The apical sodium-dependent bile acid transporter (ASBT, SLC10A2) is renowned as the major bile acid transporter in the intestine. It utilizes cellular sodium gradient to actively concentrate bile acids in the enterocytes, thereby playing a key role in the enterohepatic circulation of bile acids (EHC). ASBT is a promising target for prodrug approaches aiming at improving drug bioavailability, and for drugs to treat hypercholesterolaemia, since cholesterol metabolism is induced upon bile acid depletion. Moreover, its contributing role in drug-drug interactions is rapidly emerging.
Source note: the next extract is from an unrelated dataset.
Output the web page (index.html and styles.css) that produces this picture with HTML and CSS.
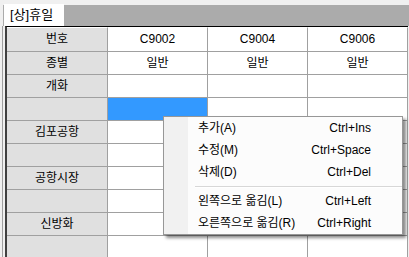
FILE: index.html
```html
<!DOCTYPE html>
<html lang="ko">

<head>
   <meta charset="UTF-8">
   <meta name="viewport" content="width=device-width, initial-scale=1.0">
   <title>휴일</title>
   <link rel="stylesheet" href="styles.css">
</head>

<body>
   <div class="tabbar">
      <span class="tab">[상]휴일</span>
   </div>
   <div class="sheet">
      <div class="grid">
         <div class="hd first">번호</div>
         <div class="cell first">C9002</div>
         <div class="cell first">C9004</div>
         <div class="cell first">C9006</div>

         <div class="hd">종별</div>
         <div class="cell">일반</div>
         <div class="cell">일반</div>
         <div class="cell">일반</div>

         <div class="hd">개화</div>
         <div class="cell"></div>
         <div class="cell"></div>
         <div class="cell"></div>

         <div class="hd"></div>
         <div class="cell selected"></div>
         <div class="cell"></div>
         <div class="cell"></div>

         <div class="hd">김포공항</div>
         <div class="cell"></div>
         <div class="cell"></div>
         <div class="cell"></div>

         <div class="hd"></div>
         <div class="cell"></div>
         <div class="cell"></div>
         <div class="cell"></div>

         <div class="hd">공항시장</div>
         <div class="cell"></div>
         <div class="cell"></div>
         <div class="cell"></div>

         <div class="hd"></div>
         <div class="cell"></div>
         <div class="cell"></div>
         <div class="cell"></div>

         <div class="hd">신방화</div>
         <div class="cell"></div>
         <div class="cell"></div>
         <div class="cell"></div>

         <div class="hd"></div>
         <div class="cell"></div>
         <div class="cell"></div>
         <div class="cell"></div>
      </div>
   </div>

   <!-- 우클릭 메뉴 -->
   <ul class="menu">
      <li><span>추가(A)</span><span>Ctrl+Ins</span></li>
      <li><span>수정(M)</span><span>Ctrl+Space</span></li>
      <li><span>삭제(D)</span><span>Ctrl+Del</span></li>
      <li class="sep"></li>
      <li><span>왼쪽으로 옮김(L)</span><span>Ctrl+Left</span></li>
      <li><span>오른쪽으로 옮김(R)</span><span>Ctrl+Right</span></li>
   </ul>
</body>

</html>
```

FILE: styles.css
```css
* {
   box-sizing: border-box;
}

html,
body {
   margin: 0;
   height: 257px;
   overflow: hidden;
}

body {
   position: relative;
   background-color: #f0f0f0;
   color: #000;
   font: 12px "Liberation Sans", "Noto Sans CJK KR", sans-serif;
   padding-top: 5px;
}

.tabbar {
   display: flex;
   height: 21px;
   margin-left: 3px;
   background-color: #ababab;
}

.tab {
   display: block;
   width: 60px;
   height: 22px;
   margin: -1px 0 0 1px;
   padding-left: 6px;
   background-color: #fff;
   font-size: 13px;
   line-height: 22px;
}

.sheet {
   margin-left: 2px;
   padding-left: 2px;
   border-left: 1px solid #a0a0a0;
}

.grid {
   display: grid;
   grid-template-columns: 101px 100px 100px 100px;
   grid-template-rows: 25px;
   grid-auto-rows: 23px;
   border-top: 1px solid #000;
   border-left: 2px solid #404040;
   background-color: #fff;
   width: 403px;
}

.hd,
.cell {
   border-right: 1px solid #a0a0a0;
   border-bottom: 1px solid #a0a0a0;
   text-align: center;
   line-height: 22px;
}

.hd {
   background-color: #e0e0e0;
}

.first {
   border-top: 1px solid #fff;
   line-height: 23px;
}

.cell.selected {
   background-color: #3399ff;
}

.menu {
   position: absolute;
   left: 163px;
   top: 116px;
   width: 240px;
   margin: 0;
   padding: 0;
   list-style: none;
   border: 1px solid #979797;
   background: linear-gradient(to right, #f1f1f1 24px, #fcfcfc 24px);
   box-shadow: 3px 3px 3px rgba(0, 0, 0, 0.45);
}

.menu li {
   display: flex;
   justify-content: space-between;
   height: 22px;
   line-height: 22px;
   padding: 0 31px 0 34px;
}

.menu li.sep {
   height: 7px;
   margin-left: 31px;
   padding: 0;
   border-top: 3px solid transparent;
   background: linear-gradient(#d7d7d7 1px, #fff 1px, #fff 2px, transparent 2px);
   background-clip: padding-box;
}
```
Topologically, the human (hASBT) is a glycoprotein that spans the membrane bilayer seven times, oriented with an extracellular N-terminus and a cytoplasmic C-terminus (Nexo/Ccyt). Despite its physiological and pharmacological relevance, ASBT remains to be fully characterized at the molecular level. Here, we summarize advances made by our group and others in the quest to understand ASBT’s structure-function relationships and its complex mechanism of bile acid transport. We also report our novel findings regarding protein regions relevant for function and protein stability in the hASBT. Our observations indicate that residues located at the transmembrane 1 (TM1) play a pivotal role in hASBT function, and that Gly50, placed at the interface of TM1 with the intracellular loop 1 (IL1), is critical for hASBT stability. Expanding our studies to IL1, we identified a cluster of amino acids comprising Cys51 – Lys57, which are likely involved in hASBT protein stability, whereas residues downstream Lys57 appear to be relevant for transport. We have demonstrated that successful mapping of regions implicated in hASBT’s transport cycle can be achieved with a combination of sitedirected mutagenesis, bile acid uptake and kinetics, sodium-activation assays and the substituted-cysteine accessibility method. Moreover, inhibition of the proteasome with MG132, and of prolyl-peptidyl isomerases with cyclosporine A and FK506, are valuable approaches to reveal the contribution of specific amino acids to hASBT stability. Finally, we integrate our data to propose an overall schematic of hASBT transport, which will contribute to a better understanding on ASBT physiology and, potentially, on other proteins in the SLC10 family.